THE EXERCISE ▸
Go through the data below and copy it exactly, skipping every picture.

%%

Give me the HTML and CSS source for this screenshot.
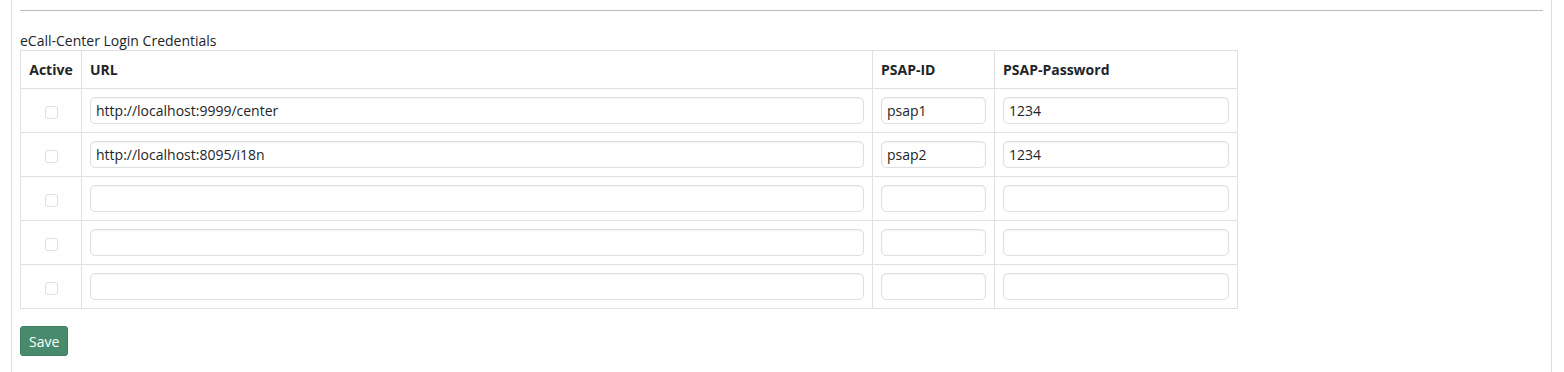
FILE: index.html
```html
<!DOCTYPE html>
<html>

<head>
    <meta charset="utf-8">
    <title>eCall-Center Login Credentials</title>
    <link rel="stylesheet" href="styles.css">
</head>

<body>
    <div class="panel">
        <hr class="sep">
        <form class="creds">
            <div class="caption">eCall-Center Login Credentials</div>
            <table class="grid">
                <thead>
                    <tr>
                        <th class="c-active">Active</th>
                        <th class="c-url">URL</th>
                        <th class="c-id">PSAP-ID</th>
                        <th class="c-pw">PSAP-Password</th>
                    </tr>
                </thead>
                <tbody>
                    <tr>
                        <td class="c-active"><input type="checkbox"></td>
                        <td><input type="text" value="http://localhost:9999/center"></td>
                        <td><input type="text" value="psap1"></td>
                        <td><input type="text" value="1234"></td>
                    </tr>
                    <tr>
                        <td class="c-active"><input type="checkbox"></td>
                        <td><input type="text" value="http://localhost:8095/i18n"></td>
                        <td><input type="text" value="psap2"></td>
                        <td><input type="text" value="1234"></td>
                    </tr>
                    <tr>
                        <td class="c-active"><input type="checkbox"></td>
                        <td><input type="text"></td>
                        <td><input type="text"></td>
                        <td><input type="text"></td>
                    </tr>
                    <tr>
                        <td class="c-active"><input type="checkbox"></td>
                        <td><input type="text"></td>
                        <td><input type="text"></td>
                        <td><input type="text"></td>
                    </tr>
                    <tr>
                        <td class="c-active"><input type="checkbox"></td>
                        <td><input type="text"></td>
                        <td><input type="text"></td>
                        <td><input type="text"></td>
                    </tr>
                </tbody>
            </table>
            <button type="button" class="btn-save">Save</button>
        </form>
    </div>
</body>

</html>
```

FILE: styles.css
```css
body {
    margin: 0;
    font-family: "Open Sans", "DejaVu Sans", sans-serif;
    font-size: 14px;
    color: #212529;
    background: #fff;
}

.panel {
    margin-left: 11px;
    width: 1523px;
    height: 372px;
    padding: 0 8px;
    border-left: 1px solid #ddd;
    border-right: 1px solid #ddd;
}

.sep {
    margin: 0;
    padding-top: 10px;
    border: 0;
    border-bottom: 1px solid #bbb;
}

.creds {
    padding-top: 21px;
}

.caption {
    height: 18px;
    line-height: 18px;
}

.grid {
    width: 1218px;
    border-collapse: collapse;
    border: 1px solid #dee2e6;
}

.grid th,
.grid td {
    border: 1px solid #dee2e6;
    padding: 8px;
    text-align: left;
}

.grid th {
    height: 21px;
    line-height: 21px;
    font-weight: bold;
}

.grid td {
    height: 27px;
}

.grid .c-active {
    width: 44px;
    text-align: center;
}

.grid .c-url {
    width: 774px;
}

.grid .c-id {
    width: 105px;
}

.grid input[type="text"] {
    box-sizing: border-box;
    display: block;
    width: 100%;
    height: 27px;
    padding: 0 5px;
    border: 1px solid #dcdfe3;
    border-radius: 5px;
    box-shadow: inset 0 1px 2px rgba(0, 0, 0, .06);
    font-family: inherit;
    font-size: 14px;
    color: #212529;
}

.grid input[type="checkbox"] {
    appearance: none;
    width: 13px;
    height: 13px;
    margin: 0;
    vertical-align: middle;
    border: 1px solid #dcdfe3;
    border-radius: 3px;
    background: #fff;
}

.btn-save {
    margin-top: 17px;
    height: 30px;
    padding: 0 8px;
    border: 1px solid #3f7d62;
    border-radius: 3px;
    background: #478a6c;
    color: #fff;
    font-family: inherit;
    font-size: 14px;
}
```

%%

RESULT OF THIS EXERCISE ▸
Give me the HTML and CSS source for this screenshot.
FILE: index.html
```html
<!DOCTYPE html>
<html>

<head>
    <meta charset="utf-8">
    <title>eCall-Center Login Credentials</title>
    <link rel="stylesheet" href="styles.css">
</head>

<body>
    <div class="panel">
        <hr class="sep">
        <form class="creds">
            <div class="caption">eCall-Center Login Credentials</div>
            <table class="grid">
                <thead>
                    <tr>
                        <th class="c-active">Active</th>
                        <th class="c-url">URL</th>
                        <th class="c-id">PSAP-ID</th>
                        <th class="c-pw">PSAP-Password</th>
                    </tr>
                </thead>
                <tbody>
                    <tr>
                        <td class="c-active"><input type="checkbox"></td>
                        <td><input type="text" value="http://localhost:9999/center"></td>
                        <td><input type="text" value="psap1"></td>
                        <td><input type="text" value="1234"></td>
                    </tr>
                    <tr>
                        <td class="c-active"><input type="checkbox"></td>
                        <td><input type="text" value="http://localhost:8095/i18n"></td>
                        <td><input type="text" value="psap2"></td>
                        <td><input type="text" value="1234"></td>
                    </tr>
                    <tr>
                        <td class="c-active"><input type="checkbox"></td>
                        <td><input type="text"></td>
                        <td><input type="text"></td>
                        <td><input type="text"></td>
                    </tr>
                    <tr>
                        <td class="c-active"><input type="checkbox"></td>
                        <td><input type="text"></td>
                        <td><input type="text"></td>
                        <td><input type="text"></td>
                    </tr>
                    <tr>
                        <td class="c-active"><input type="checkbox"></td>
                        <td><input type="text"></td>
                        <td><input type="text"></td>
                        <td><input type="text"></td>
                    </tr>
                </tbody>
            </table>
            <button type="button" class="btn-save">Save</button>
        </form>
    </div>
</body>

</html>
```

FILE: styles.css
```css
body {
    margin: 0;
    font-family: "Open Sans", "DejaVu Sans", sans-serif;
    font-size: 14px;
    color: #212529;
    background: #fff;
}

.panel {
    margin-left: 11px;
    width: 1523px;
    height: 372px;
    padding: 0 8px;
    border-left: 1px solid #ddd;
    border-right: 1px solid #ddd;
}

.sep {
    margin: 0;
    padding-top: 10px;
    border: 0;
    border-bottom: 1px solid #bbb;
}

.creds {
    padding-top: 21px;
}

.caption {
    height: 18px;
    line-height: 18px;
}

.grid {
    width: 1218px;
    border-collapse: collapse;
    border: 1px solid #dee2e6;
}

.grid th,
.grid td {
    border: 1px solid #dee2e6;
    padding: 8px;
    text-align: left;
}

.grid th {
    height: 21px;
    line-height: 21px;
    font-weight: bold;
}

.grid td {
    height: 27px;
}

.grid .c-active {
    width: 44px;
    text-align: center;
}

.grid .c-url {
    width: 774px;
}

.grid .c-id {
    width: 105px;
}

.grid input[type="text"] {
    box-sizing: border-box;
    display: block;
    width: 100%;
    height: 27px;
    padding: 0 5px;
    border: 1px solid #dcdfe3;
    border-radius: 5px;
    box-shadow: inset 0 1px 2px rgba(0, 0, 0, .06);
    font-family: inherit;
    font-size: 14px;
    color: #212529;
}

.grid input[type="checkbox"] {
    appearance: none;
    width: 13px;
    height: 13px;
    margin: 0;
    vertical-align: middle;
    border: 1px solid #dcdfe3;
    border-radius: 3px;
    background: #fff;
}

.btn-save {
    margin-top: 17px;
    height: 30px;
    padding: 0 8px;
    border: 1px solid #3f7d62;
    border-radius: 3px;
    background: #478a6c;
    color: #fff;
    font-family: inherit;
    font-size: 14px;
}
```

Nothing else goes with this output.